++++ Data segment ++++
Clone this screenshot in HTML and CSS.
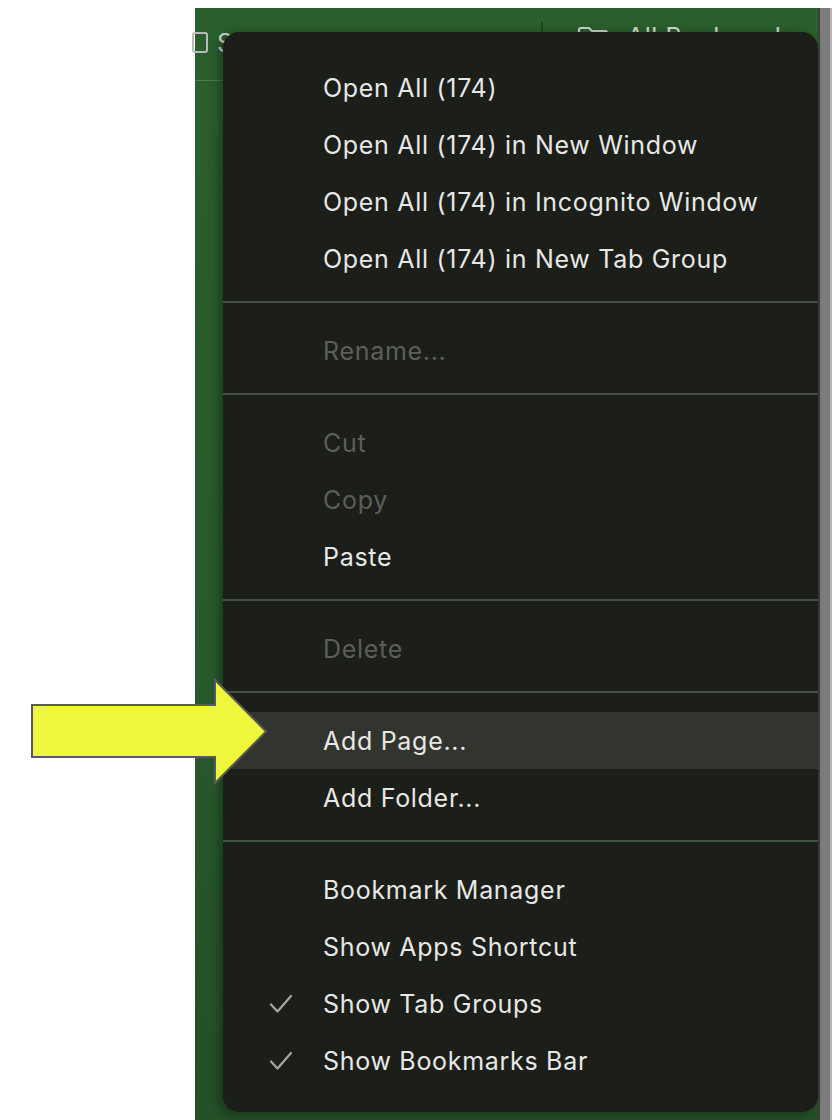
FILE: index.html
```html
<!DOCTYPE html>
<html>
<head>
<meta charset="utf-8">
<link rel="stylesheet" href="styles.css">
</head>
<body>
<div class="page">
  <div class="blank"></div>
  <div class="window">
    <div class="toolbar">
      <span class="tab-icon"></span>
      <span class="search-text">Search bookmarks</span>
      <span class="tb-divider"></span>
      <svg class="folder" width="32" height="24" viewBox="0 0 32 24"><path d="M2 20V4a2 2 0 0 1 2-2h8l3 3h13a2 2 0 0 1 2 2v13a2 2 0 0 1-2 2H4a2 2 0 0 1-2-2z" fill="none" stroke="#c9cbc8" stroke-width="2.2"/></svg>
      <span class="all-text">All Bookmarks</span>
    </div>
  </div>
  <div class="edge"></div>
  <div class="scroll"></div>
  <div class="scroll-light"></div>

  <div class="menu">
    <div class="item">Open All (174)</div>
    <div class="item">Open All (174) in New Window</div>
    <div class="item">Open All (174) in Incognito Window</div>
    <div class="item">Open All (174) in New Tab Group</div>
    <div class="sep"></div>
    <div class="item disabled">Rename...</div>
    <div class="sep"></div>
    <div class="item disabled">Cut</div>
    <div class="item disabled">Copy</div>
    <div class="item">Paste</div>
    <div class="sep"></div>
    <div class="item disabled">Delete</div>
    <div class="sep"></div>
    <div class="item active">Add Page...</div>
    <div class="item">Add Folder...</div>
    <div class="sep"></div>
    <div class="item">Bookmark Manager</div>
    <div class="item">Show Apps Shortcut</div>
    <div class="item"><svg class="check" width="24" height="20" viewBox="0 0 24 20"><path d="M2 10.5l6.5 7L22 2" fill="none" stroke="#a6a8a4" stroke-width="2.2" stroke-linecap="round" stroke-linejoin="round"/></svg>Show Tab Groups</div>
    <div class="item"><svg class="check" width="24" height="20" viewBox="0 0 24 20"><path d="M2 10.5l6.5 7L22 2" fill="none" stroke="#a6a8a4" stroke-width="2.2" stroke-linecap="round" stroke-linejoin="round"/></svg>Show Bookmarks Bar</div>
  </div>

  <svg class="arrow" width="240" height="110" viewBox="30 678 240 110">
    <polygon points="32,705 215,705 215,680 266,731.5 215,783 215,757 32,757" fill="#eef73b" stroke="#5a5a5a" stroke-width="2" stroke-linejoin="miter"/>
  </svg>
</div>
</body>
</html>
```

FILE: styles.css
```css
html, body {
  margin: 0;
  padding: 0;
  background: #ffffff;
}

.page {
  position: relative;
  width: 840px;
  height: 1120px;
  display: flex;
  padding-top: 8px;
  box-sizing: border-box;
  overflow: hidden;
  font-family: Inter, "Noto Sans", "Liberation Sans", sans-serif;
}

.blank {
  width: 195px;
  flex: none;
}

.window {
  width: 623px;
  flex: none;
  background: linear-gradient(180deg, #2a5e2c 0%, #28592b 60%, #244f27 100%);
}

.edge {
  width: 2px;
  flex: none;
  background: #3a3d3a;
}

.scroll {
  width: 10px;
  flex: none;
  background: #7c7c7c;
}

.scroll-light {
  width: 2px;
  flex: none;
  background: #b4b4b4;
}

.toolbar {
  height: 73px;
  border-bottom: 1px solid #4f7b51;
  box-sizing: border-box;
  display: flex;
  align-items: flex-start;
  padding-top: 12px;
  color: #d4d6d2;
  font-size: 25px;
  line-height: 30px;
}

.tab-icon {
  width: 12px;
  height: 17px;
  margin-left: -3px;
  margin-top: 12px;
  border: 2px solid #b9bcb7;
  border-radius: 3px;
  flex: none;
}

.search-text {
  margin-left: 9px;
  margin-top: 8px;
  width: 324px;
  white-space: nowrap;
  overflow: hidden;
  flex: none;
  letter-spacing: 0.5px;
}

.tb-divider {
  width: 2px;
  height: 14px;
  margin-top: 2px;
  background: #1f4622;
  flex: none;
}

.folder {
  margin-left: 34px;
  margin-top: 6px;
  flex: none;
}

.all-text {
  margin-left: 18px;
  margin-top: 2px;
  white-space: nowrap;
  letter-spacing: 0.5px;
}

.menu {
  position: absolute;
  left: 223px;
  top: 32px;
  width: 595px;
  height: 1080px;
  box-sizing: border-box;
  padding-top: 27px;
  background: #1b1e19;
  border-radius: 16px;
  box-shadow: -4px 2px 10px rgba(0, 0, 0, 0.35);
}

.item {
  height: 57px;
  display: flex;
  align-items: center;
  padding-left: 100px;
  position: relative;
  color: #e7e8e5;
  font-size: 25px;
  letter-spacing: 0.7px;
  white-space: nowrap;
}

.item.disabled {
  color: #5c5e5a;
}

.item.active {
  background: #32342e;
}

.check {
  position: absolute;
  left: 46px;
  top: 19px;
}

.sep {
  height: 2px;
  margin: 14px 0 19px;
  background: #455042;
}

.arrow {
  position: absolute;
  left: 30px;
  top: 678px;
}
```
++++
## Prompt
Reproduce the material word for word. Any pictures should be left out of the copy.

## Worked solution
Clone this screenshot in HTML and CSS.
FILE: index.html
```html
<!DOCTYPE html>
<html>
<head>
<meta charset="utf-8">
<link rel="stylesheet" href="styles.css">
</head>
<body>
<div class="page">
  <div class="blank"></div>
  <div class="window">
    <div class="toolbar">
      <span class="tab-icon"></span>
      <span class="search-text">Search bookmarks</span>
      <span class="tb-divider"></span>
      <svg class="folder" width="32" height="24" viewBox="0 0 32 24"><path d="M2 20V4a2 2 0 0 1 2-2h8l3 3h13a2 2 0 0 1 2 2v13a2 2 0 0 1-2 2H4a2 2 0 0 1-2-2z" fill="none" stroke="#c9cbc8" stroke-width="2.2"/></svg>
      <span class="all-text">All Bookmarks</span>
    </div>
  </div>
  <div class="edge"></div>
  <div class="scroll"></div>
  <div class="scroll-light"></div>

  <div class="menu">
    <div class="item">Open All (174)</div>
    <div class="item">Open All (174) in New Window</div>
    <div class="item">Open All (174) in Incognito Window</div>
    <div class="item">Open All (174) in New Tab Group</div>
    <div class="sep"></div>
    <div class="item disabled">Rename...</div>
    <div class="sep"></div>
    <div class="item disabled">Cut</div>
    <div class="item disabled">Copy</div>
    <div class="item">Paste</div>
    <div class="sep"></div>
    <div class="item disabled">Delete</div>
    <div class="sep"></div>
    <div class="item active">Add Page...</div>
    <div class="item">Add Folder...</div>
    <div class="sep"></div>
    <div class="item">Bookmark Manager</div>
    <div class="item">Show Apps Shortcut</div>
    <div class="item"><svg class="check" width="24" height="20" viewBox="0 0 24 20"><path d="M2 10.5l6.5 7L22 2" fill="none" stroke="#a6a8a4" stroke-width="2.2" stroke-linecap="round" stroke-linejoin="round"/></svg>Show Tab Groups</div>
    <div class="item"><svg class="check" width="24" height="20" viewBox="0 0 24 20"><path d="M2 10.5l6.5 7L22 2" fill="none" stroke="#a6a8a4" stroke-width="2.2" stroke-linecap="round" stroke-linejoin="round"/></svg>Show Bookmarks Bar</div>
  </div>

  <svg class="arrow" width="240" height="110" viewBox="30 678 240 110">
    <polygon points="32,705 215,705 215,680 266,731.5 215,783 215,757 32,757" fill="#eef73b" stroke="#5a5a5a" stroke-width="2" stroke-linejoin="miter"/>
  </svg>
</div>
</body>
</html>
```

FILE: styles.css
```css
html, body {
  margin: 0;
  padding: 0;
  background: #ffffff;
}

.page {
  position: relative;
  width: 840px;
  height: 1120px;
  display: flex;
  padding-top: 8px;
  box-sizing: border-box;
  overflow: hidden;
  font-family: Inter, "Noto Sans", "Liberation Sans", sans-serif;
}

.blank {
  width: 195px;
  flex: none;
}

.window {
  width: 623px;
  flex: none;
  background: linear-gradient(180deg, #2a5e2c 0%, #28592b 60%, #244f27 100%);
}

.edge {
  width: 2px;
  flex: none;
  background: #3a3d3a;
}

.scroll {
  width: 10px;
  flex: none;
  background: #7c7c7c;
}

.scroll-light {
  width: 2px;
  flex: none;
  background: #b4b4b4;
}

.toolbar {
  height: 73px;
  border-bottom: 1px solid #4f7b51;
  box-sizing: border-box;
  display: flex;
  align-items: flex-start;
  padding-top: 12px;
  color: #d4d6d2;
  font-size: 25px;
  line-height: 30px;
}

.tab-icon {
  width: 12px;
  height: 17px;
  margin-left: -3px;
  margin-top: 12px;
  border: 2px solid #b9bcb7;
  border-radius: 3px;
  flex: none;
}

.search-text {
  margin-left: 9px;
  margin-top: 8px;
  width: 324px;
  white-space: nowrap;
  overflow: hidden;
  flex: none;
  letter-spacing: 0.5px;
}

.tb-divider {
  width: 2px;
  height: 14px;
  margin-top: 2px;
  background: #1f4622;
  flex: none;
}

.folder {
  margin-left: 34px;
  margin-top: 6px;
  flex: none;
}

.all-text {
  margin-left: 18px;
  margin-top: 2px;
  white-space: nowrap;
  letter-spacing: 0.5px;
}

.menu {
  position: absolute;
  left: 223px;
  top: 32px;
  width: 595px;
  height: 1080px;
  box-sizing: border-box;
  padding-top: 27px;
  background: #1b1e19;
  border-radius: 16px;
  box-shadow: -4px 2px 10px rgba(0, 0, 0, 0.35);
}

.item {
  height: 57px;
  display: flex;
  align-items: center;
  padding-left: 100px;
  position: relative;
  color: #e7e8e5;
  font-size: 25px;
  letter-spacing: 0.7px;
  white-space: nowrap;
}

.item.disabled {
  color: #5c5e5a;
}

.item.active {
  background: #32342e;
}

.check {
  position: absolute;
  left: 46px;
  top: 19px;
}

.sep {
  height: 2px;
  margin: 14px 0 19px;
  background: #455042;
}

.arrow {
  position: absolute;
  left: 30px;
  top: 678px;
}
```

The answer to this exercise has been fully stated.